● WORK TO COMPLETE
Count every line that includes the string "with" in the entries that follow. Nothing besides the number is needed.

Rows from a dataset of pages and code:
::::::::::
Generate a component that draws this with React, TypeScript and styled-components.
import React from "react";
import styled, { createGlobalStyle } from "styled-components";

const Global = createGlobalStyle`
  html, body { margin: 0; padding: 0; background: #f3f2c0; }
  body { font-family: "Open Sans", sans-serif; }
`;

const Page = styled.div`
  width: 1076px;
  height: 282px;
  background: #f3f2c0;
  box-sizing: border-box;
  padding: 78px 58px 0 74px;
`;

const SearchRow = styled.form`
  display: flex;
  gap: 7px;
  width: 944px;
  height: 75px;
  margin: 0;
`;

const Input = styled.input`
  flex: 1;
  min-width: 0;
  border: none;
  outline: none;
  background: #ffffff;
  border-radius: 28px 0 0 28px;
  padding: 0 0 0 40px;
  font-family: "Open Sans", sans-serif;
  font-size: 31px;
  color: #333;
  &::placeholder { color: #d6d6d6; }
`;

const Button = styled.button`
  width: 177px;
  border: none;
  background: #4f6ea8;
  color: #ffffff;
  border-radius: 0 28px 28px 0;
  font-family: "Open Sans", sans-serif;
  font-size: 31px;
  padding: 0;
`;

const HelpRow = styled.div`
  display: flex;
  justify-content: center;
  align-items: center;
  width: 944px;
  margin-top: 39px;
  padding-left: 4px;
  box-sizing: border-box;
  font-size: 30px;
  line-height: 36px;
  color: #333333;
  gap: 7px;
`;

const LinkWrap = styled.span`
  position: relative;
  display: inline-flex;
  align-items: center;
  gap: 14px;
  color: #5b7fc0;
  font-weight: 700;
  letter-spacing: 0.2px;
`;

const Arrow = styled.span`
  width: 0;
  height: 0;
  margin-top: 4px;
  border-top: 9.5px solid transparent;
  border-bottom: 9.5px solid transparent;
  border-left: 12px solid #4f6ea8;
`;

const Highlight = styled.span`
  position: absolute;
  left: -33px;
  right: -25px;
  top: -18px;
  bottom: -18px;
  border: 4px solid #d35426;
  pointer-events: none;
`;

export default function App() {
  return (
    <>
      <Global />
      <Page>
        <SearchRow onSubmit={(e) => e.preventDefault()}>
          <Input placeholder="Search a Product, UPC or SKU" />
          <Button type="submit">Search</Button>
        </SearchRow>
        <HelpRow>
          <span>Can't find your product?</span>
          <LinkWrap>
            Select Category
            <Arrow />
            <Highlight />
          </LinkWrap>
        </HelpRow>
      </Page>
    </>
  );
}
::::::::::
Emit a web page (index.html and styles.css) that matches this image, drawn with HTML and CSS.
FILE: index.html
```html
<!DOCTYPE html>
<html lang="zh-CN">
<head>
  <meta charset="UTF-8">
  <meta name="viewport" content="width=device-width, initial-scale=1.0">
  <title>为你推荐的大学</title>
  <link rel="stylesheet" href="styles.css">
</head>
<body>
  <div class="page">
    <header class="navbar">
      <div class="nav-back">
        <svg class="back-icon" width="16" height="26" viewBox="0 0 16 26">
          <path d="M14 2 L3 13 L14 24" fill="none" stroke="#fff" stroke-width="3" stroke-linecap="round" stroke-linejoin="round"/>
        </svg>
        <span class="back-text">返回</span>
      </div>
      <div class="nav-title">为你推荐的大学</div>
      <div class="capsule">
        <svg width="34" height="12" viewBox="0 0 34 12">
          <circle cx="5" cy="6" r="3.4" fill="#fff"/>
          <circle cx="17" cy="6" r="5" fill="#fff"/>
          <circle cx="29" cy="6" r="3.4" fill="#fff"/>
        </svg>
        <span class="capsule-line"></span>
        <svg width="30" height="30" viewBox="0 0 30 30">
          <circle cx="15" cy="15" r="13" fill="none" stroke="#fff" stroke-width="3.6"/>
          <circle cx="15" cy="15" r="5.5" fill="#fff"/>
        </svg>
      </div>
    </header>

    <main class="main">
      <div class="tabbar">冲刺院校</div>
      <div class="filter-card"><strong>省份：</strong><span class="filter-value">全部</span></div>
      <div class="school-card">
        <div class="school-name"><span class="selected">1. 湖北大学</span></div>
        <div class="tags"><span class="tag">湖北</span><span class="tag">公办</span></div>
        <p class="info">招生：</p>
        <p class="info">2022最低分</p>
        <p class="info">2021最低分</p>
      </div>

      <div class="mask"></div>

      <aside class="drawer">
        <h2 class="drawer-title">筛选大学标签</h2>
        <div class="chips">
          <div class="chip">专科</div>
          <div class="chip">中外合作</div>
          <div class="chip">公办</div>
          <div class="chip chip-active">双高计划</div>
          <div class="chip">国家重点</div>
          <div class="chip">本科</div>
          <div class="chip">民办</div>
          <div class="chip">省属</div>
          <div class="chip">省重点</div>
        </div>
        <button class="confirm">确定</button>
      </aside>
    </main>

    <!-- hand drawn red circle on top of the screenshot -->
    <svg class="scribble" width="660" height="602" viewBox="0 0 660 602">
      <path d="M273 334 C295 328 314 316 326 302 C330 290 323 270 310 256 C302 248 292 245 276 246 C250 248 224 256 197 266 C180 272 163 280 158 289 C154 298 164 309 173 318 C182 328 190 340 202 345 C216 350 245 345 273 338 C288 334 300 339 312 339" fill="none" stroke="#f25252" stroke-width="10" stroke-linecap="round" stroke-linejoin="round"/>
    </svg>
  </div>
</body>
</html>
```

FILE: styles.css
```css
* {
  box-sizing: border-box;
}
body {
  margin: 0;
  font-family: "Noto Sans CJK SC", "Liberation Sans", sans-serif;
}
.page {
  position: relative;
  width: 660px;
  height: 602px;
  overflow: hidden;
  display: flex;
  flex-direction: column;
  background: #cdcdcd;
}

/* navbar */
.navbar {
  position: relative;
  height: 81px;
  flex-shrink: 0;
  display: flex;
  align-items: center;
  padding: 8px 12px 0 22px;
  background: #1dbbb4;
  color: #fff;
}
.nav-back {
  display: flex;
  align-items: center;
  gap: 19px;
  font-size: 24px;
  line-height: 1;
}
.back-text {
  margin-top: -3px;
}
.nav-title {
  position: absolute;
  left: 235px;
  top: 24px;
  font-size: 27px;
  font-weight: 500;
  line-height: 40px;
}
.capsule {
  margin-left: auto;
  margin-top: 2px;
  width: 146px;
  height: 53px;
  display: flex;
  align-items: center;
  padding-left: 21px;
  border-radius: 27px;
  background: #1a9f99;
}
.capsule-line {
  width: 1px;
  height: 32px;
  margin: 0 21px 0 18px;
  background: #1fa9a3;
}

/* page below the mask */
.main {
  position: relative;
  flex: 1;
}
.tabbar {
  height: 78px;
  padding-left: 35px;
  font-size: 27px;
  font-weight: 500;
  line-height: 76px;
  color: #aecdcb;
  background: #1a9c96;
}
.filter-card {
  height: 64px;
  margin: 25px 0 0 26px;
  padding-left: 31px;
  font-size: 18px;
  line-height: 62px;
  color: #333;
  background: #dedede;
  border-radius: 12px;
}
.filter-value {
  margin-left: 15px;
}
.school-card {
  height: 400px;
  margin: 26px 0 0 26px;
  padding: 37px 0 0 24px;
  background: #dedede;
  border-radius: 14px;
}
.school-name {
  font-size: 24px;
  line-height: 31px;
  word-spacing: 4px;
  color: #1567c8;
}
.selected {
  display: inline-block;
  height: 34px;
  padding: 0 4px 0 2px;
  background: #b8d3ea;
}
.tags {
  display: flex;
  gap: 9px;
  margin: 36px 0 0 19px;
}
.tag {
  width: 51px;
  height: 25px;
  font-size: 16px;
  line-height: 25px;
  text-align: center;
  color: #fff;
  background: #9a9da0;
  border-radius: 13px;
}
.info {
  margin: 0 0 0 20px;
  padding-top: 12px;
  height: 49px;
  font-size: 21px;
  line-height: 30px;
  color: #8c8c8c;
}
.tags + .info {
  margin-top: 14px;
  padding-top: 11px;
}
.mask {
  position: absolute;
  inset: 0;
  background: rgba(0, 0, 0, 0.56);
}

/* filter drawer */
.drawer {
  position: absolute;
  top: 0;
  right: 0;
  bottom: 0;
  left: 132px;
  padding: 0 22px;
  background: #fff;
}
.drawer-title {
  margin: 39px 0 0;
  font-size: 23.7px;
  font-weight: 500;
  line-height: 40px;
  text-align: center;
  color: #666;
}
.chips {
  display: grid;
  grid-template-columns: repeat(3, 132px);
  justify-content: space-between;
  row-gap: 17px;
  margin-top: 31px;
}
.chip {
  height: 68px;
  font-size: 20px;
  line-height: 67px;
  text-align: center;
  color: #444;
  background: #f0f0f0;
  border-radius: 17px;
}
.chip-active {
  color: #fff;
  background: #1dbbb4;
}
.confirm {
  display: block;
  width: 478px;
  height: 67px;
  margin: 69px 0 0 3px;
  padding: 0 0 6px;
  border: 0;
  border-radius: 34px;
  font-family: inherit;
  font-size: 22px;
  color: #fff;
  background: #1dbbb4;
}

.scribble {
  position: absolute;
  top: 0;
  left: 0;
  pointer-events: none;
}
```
::::::::::
● CORRECT RESPONSE
2